Es soll in Den Haag bereits eine Anti-Roemer-Koalition geben. Sie will verhindern, dass die einst mit Finanzhilfe aus dem kommunistischen China gegründete SP an die Macht kommt. Fast alle anderen Parteien sollen angeblich geheim vereinbart haben, dass sie nach dem 12.September eine große Koalition aus (insgesamt fünf) Parteien formen, sodass Roemer in Opposition muss.
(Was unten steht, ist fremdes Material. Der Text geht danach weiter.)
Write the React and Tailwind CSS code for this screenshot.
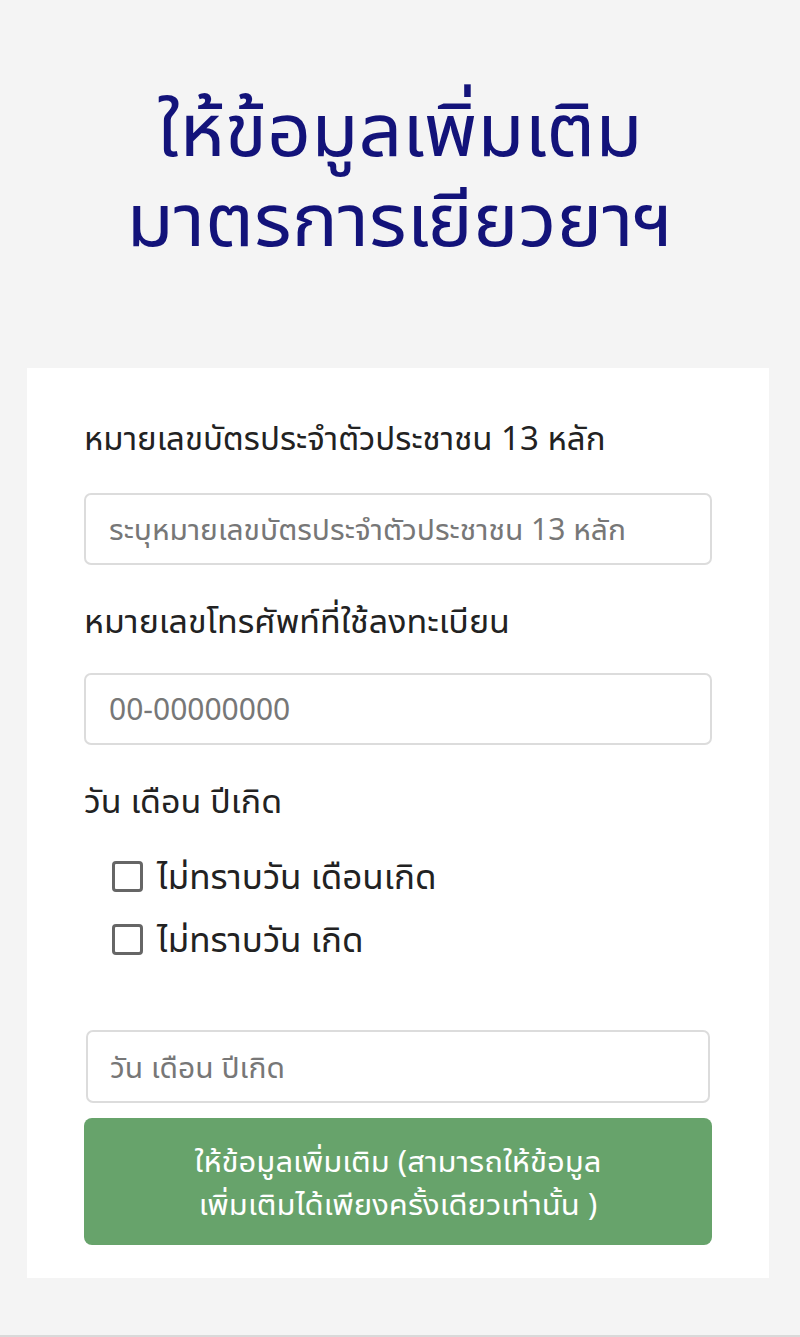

Überhaupt ging es heiß her im holländischen Wahlkampf diesen Sommer, der Ende August mit einer Hitzewelle und heftigen Gewittern endete. So heiß, dass nach einer TV-Debatte sogar der Blitz einschlug. Im wahrsten Sinne des Wortes: „Ich fühlte einen Stromstoß durch meinen Körper zucken. Unsere Techniker haben noch immer Ohrensausen durch den Blitzeinschlag. Glücklicherweise wurde niemand verletzt“, berichtete der RTL-Moderator Frits Wester. Er sendet derzeit vom RTL-Wahlkampf-Zelt auf dem Hauptplatz vor dem Haager Parlament.

Das Zelt war vom Blitz getroffen worden. Offenbar hat ein Blitzableiter Schlimmeres verhindert. Da waren die Spitzenpolitiker nach der Debatte aber schon zu Hause.